» Source data:
-- start --
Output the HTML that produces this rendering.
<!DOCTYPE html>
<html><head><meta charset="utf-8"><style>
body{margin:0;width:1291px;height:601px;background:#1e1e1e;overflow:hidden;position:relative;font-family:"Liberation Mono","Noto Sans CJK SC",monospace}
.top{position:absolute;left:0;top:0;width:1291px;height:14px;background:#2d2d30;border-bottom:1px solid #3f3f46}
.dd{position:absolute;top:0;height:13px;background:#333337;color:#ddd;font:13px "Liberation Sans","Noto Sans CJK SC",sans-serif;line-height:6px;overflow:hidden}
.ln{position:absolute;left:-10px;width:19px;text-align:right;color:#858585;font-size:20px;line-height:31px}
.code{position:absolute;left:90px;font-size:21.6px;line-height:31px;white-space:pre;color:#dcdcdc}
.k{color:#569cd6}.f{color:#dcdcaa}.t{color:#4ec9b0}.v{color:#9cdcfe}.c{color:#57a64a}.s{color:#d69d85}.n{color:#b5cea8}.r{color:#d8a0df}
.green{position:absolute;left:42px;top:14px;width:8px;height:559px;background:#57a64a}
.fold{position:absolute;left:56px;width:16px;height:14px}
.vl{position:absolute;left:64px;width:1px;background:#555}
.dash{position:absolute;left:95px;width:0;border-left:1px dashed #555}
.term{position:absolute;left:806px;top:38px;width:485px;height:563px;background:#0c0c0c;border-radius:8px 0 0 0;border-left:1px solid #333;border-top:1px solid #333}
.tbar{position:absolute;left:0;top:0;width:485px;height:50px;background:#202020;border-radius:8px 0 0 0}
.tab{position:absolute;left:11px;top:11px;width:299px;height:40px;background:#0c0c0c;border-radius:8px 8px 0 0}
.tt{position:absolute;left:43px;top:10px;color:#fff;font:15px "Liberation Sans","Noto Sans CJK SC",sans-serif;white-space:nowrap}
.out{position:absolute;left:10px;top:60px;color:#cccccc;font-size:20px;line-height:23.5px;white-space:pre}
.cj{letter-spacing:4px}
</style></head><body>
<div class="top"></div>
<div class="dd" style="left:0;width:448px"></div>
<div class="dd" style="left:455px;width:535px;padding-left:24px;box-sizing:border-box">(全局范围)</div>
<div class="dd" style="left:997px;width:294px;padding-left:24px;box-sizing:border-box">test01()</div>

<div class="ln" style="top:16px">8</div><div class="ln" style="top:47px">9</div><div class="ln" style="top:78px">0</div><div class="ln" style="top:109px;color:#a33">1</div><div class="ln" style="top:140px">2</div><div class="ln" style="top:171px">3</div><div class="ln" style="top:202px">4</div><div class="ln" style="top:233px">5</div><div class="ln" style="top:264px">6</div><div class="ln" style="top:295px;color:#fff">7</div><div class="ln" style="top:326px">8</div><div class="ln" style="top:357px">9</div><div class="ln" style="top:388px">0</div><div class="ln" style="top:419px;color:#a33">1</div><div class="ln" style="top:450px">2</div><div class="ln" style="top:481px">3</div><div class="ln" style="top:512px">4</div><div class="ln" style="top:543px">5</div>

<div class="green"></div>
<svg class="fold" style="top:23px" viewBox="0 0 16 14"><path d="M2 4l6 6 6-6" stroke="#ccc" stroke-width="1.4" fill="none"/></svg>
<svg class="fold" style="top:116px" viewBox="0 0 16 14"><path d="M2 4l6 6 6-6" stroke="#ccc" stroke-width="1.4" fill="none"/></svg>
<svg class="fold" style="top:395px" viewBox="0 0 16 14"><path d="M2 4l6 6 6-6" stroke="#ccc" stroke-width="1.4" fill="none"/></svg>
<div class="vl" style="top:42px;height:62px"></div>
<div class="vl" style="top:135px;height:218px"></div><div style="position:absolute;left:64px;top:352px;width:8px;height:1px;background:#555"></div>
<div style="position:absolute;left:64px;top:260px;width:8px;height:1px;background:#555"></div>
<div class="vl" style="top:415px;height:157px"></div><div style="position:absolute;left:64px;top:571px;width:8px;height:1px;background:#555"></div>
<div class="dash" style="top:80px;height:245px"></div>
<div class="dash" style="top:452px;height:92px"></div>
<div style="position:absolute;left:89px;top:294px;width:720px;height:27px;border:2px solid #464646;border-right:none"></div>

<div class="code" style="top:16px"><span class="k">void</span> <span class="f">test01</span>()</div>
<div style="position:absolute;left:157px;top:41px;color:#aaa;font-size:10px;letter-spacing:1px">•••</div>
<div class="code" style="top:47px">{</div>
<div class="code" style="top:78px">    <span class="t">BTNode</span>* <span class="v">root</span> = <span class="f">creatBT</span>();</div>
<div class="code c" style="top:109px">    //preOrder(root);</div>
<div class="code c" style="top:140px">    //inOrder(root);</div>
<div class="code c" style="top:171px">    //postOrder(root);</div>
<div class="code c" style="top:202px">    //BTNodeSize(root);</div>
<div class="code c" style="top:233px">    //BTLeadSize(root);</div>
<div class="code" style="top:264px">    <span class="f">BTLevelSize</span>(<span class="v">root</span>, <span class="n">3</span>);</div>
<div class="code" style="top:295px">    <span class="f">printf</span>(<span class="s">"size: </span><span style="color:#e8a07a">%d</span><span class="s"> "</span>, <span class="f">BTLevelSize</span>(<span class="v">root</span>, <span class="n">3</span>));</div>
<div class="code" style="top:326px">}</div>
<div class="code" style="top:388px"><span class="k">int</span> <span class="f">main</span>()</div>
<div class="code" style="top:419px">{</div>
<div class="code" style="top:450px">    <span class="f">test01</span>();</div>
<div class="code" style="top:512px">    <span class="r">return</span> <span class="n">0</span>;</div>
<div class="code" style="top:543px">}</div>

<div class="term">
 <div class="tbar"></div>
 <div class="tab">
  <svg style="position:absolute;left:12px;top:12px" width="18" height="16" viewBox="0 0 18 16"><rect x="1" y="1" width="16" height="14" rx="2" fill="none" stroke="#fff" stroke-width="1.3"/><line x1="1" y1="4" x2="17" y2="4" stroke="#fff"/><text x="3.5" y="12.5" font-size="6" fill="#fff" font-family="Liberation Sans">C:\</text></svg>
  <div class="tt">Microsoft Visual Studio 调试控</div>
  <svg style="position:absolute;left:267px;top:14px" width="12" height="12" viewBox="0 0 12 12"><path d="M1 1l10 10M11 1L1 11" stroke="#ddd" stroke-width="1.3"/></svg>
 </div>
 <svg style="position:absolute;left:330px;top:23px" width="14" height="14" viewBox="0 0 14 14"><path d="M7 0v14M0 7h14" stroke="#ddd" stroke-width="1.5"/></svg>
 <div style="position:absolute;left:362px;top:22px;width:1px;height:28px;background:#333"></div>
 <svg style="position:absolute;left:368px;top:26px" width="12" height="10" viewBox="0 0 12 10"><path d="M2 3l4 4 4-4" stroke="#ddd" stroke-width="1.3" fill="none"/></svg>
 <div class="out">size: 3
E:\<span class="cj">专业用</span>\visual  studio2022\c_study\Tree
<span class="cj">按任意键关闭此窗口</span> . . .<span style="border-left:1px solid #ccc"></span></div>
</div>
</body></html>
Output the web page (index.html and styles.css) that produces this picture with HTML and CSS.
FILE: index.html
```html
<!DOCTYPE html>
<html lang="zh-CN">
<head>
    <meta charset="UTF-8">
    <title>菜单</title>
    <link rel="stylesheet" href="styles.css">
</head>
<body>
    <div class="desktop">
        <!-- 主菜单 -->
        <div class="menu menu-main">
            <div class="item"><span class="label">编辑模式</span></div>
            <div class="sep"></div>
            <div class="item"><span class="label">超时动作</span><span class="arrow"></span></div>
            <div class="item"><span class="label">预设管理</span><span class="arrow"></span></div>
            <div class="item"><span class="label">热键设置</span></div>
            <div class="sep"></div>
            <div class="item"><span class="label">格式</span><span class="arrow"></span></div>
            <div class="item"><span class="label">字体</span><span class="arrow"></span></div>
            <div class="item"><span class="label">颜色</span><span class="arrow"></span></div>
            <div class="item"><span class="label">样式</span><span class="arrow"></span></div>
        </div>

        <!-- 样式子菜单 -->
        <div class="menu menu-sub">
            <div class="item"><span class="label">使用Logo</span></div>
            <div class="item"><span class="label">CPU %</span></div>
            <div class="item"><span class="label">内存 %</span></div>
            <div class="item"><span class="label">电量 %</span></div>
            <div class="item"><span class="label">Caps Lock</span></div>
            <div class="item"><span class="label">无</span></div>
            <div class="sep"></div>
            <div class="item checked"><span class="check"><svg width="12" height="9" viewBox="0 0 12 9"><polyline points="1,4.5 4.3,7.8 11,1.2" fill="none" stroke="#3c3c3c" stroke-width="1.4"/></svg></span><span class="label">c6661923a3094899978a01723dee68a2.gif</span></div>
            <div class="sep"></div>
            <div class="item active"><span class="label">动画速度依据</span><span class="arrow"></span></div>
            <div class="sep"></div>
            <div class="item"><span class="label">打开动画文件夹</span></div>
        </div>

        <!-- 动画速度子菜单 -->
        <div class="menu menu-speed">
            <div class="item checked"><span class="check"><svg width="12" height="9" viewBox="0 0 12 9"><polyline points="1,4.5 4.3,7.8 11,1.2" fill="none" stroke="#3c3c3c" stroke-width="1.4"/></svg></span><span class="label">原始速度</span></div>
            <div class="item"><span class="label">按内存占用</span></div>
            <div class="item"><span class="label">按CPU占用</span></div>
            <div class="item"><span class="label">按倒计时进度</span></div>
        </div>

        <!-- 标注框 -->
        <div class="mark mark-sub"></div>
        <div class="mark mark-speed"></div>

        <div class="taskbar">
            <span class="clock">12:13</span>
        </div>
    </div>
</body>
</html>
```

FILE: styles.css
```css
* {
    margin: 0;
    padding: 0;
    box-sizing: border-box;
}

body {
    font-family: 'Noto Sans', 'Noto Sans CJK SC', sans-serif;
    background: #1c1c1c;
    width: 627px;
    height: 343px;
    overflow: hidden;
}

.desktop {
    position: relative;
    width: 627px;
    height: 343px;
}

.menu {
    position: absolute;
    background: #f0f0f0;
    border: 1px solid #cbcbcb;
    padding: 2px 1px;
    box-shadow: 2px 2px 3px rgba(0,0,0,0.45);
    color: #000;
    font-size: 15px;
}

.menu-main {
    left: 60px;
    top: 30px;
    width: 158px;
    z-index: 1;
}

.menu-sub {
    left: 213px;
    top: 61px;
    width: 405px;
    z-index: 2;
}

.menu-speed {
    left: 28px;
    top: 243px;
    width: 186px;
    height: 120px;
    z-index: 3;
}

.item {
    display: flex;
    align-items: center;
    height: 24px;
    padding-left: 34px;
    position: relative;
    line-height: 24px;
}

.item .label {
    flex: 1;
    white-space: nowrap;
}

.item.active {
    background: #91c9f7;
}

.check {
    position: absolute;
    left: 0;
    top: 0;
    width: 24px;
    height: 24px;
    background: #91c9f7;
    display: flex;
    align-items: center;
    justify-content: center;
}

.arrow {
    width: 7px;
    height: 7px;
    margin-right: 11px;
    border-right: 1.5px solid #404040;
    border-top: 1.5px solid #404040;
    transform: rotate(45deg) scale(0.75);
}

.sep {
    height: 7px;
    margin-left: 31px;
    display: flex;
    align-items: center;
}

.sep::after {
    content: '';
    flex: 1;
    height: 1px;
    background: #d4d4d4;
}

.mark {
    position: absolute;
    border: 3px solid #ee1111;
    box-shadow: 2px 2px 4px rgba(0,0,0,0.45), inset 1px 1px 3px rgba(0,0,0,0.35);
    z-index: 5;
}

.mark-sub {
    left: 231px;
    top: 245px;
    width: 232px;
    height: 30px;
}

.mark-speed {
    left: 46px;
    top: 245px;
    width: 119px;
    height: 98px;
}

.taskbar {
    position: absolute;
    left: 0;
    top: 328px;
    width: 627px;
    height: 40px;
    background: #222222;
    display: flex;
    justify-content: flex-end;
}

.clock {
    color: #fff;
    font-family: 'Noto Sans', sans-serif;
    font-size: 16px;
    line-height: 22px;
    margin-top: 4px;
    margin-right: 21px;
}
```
-- end --
-- start --
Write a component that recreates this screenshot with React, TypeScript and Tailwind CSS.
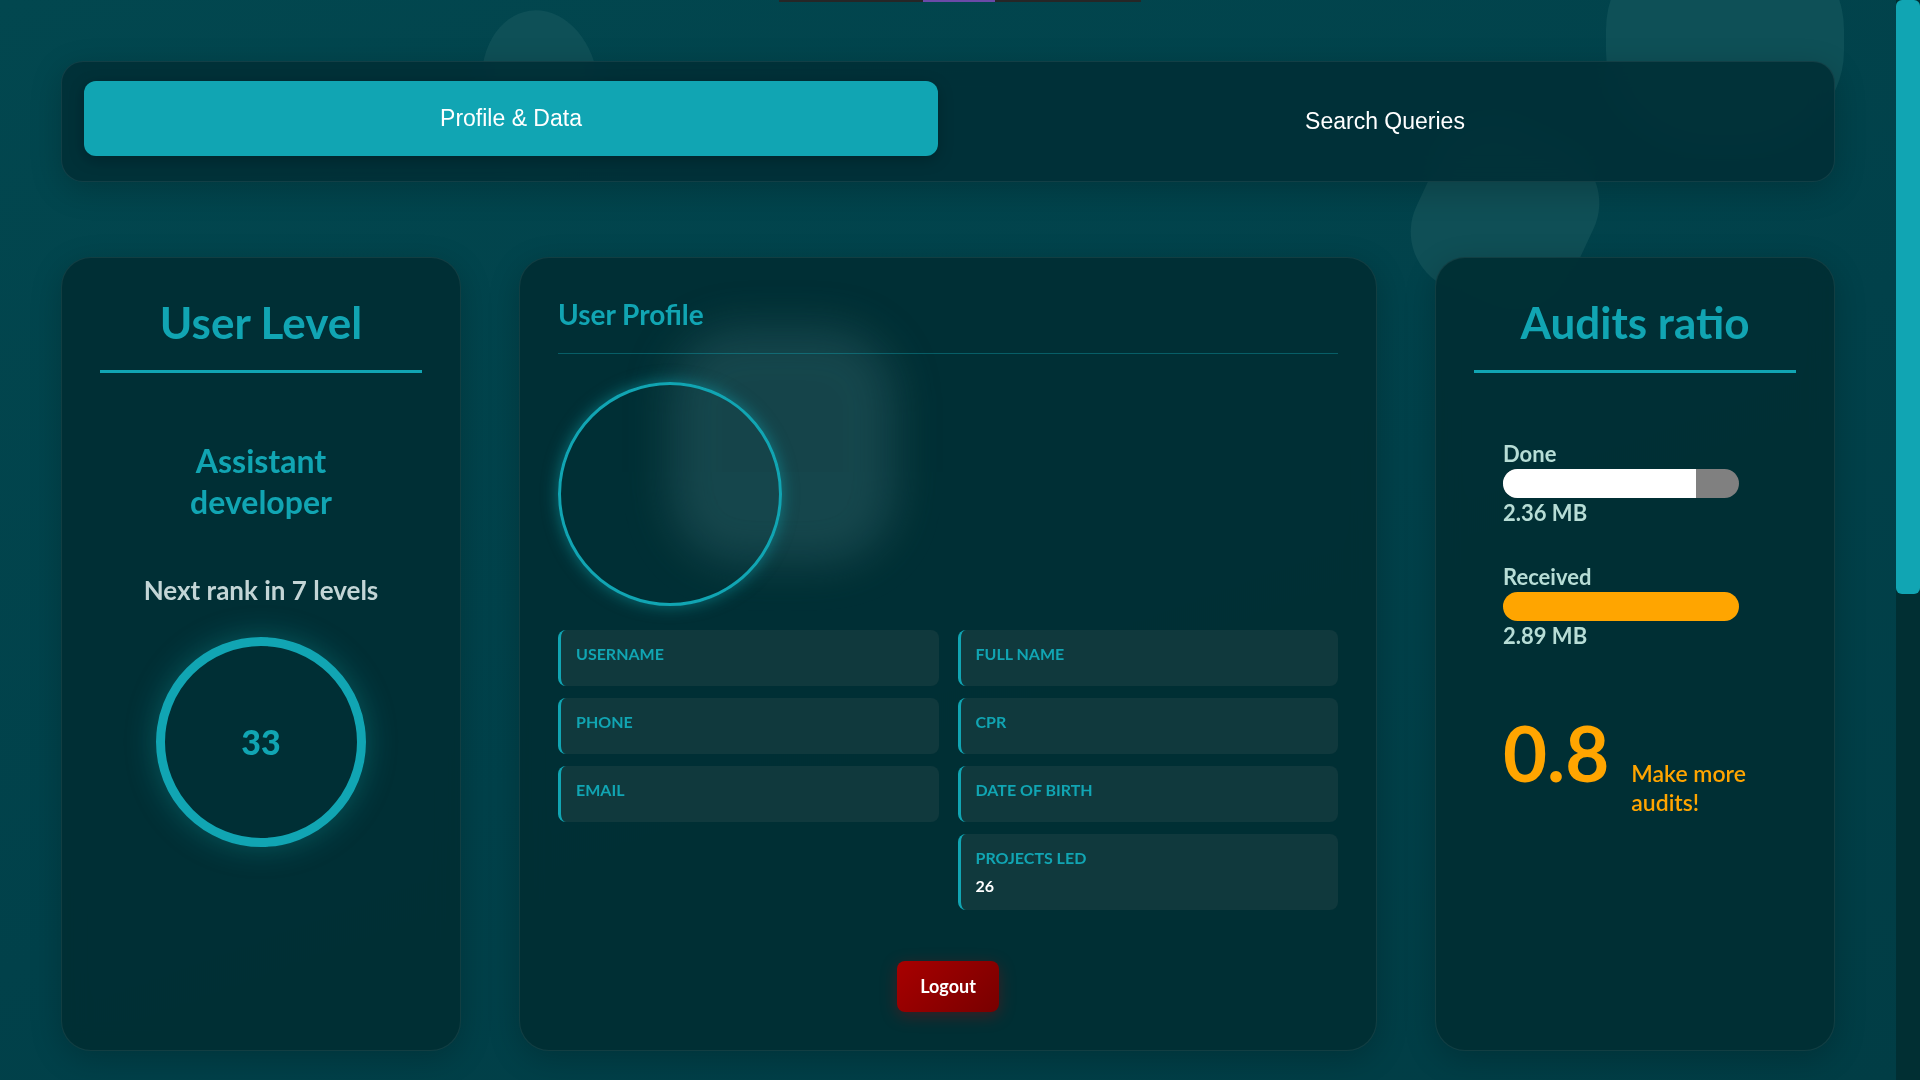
-- end --
» What you are asked to do: Return every line above that contains the word "styles".

» Solved problem:
Output the web page (index.html and styles.css) that produces this picture with HTML and CSS.
    <link rel="stylesheet" href="styles.css">
FILE: styles.css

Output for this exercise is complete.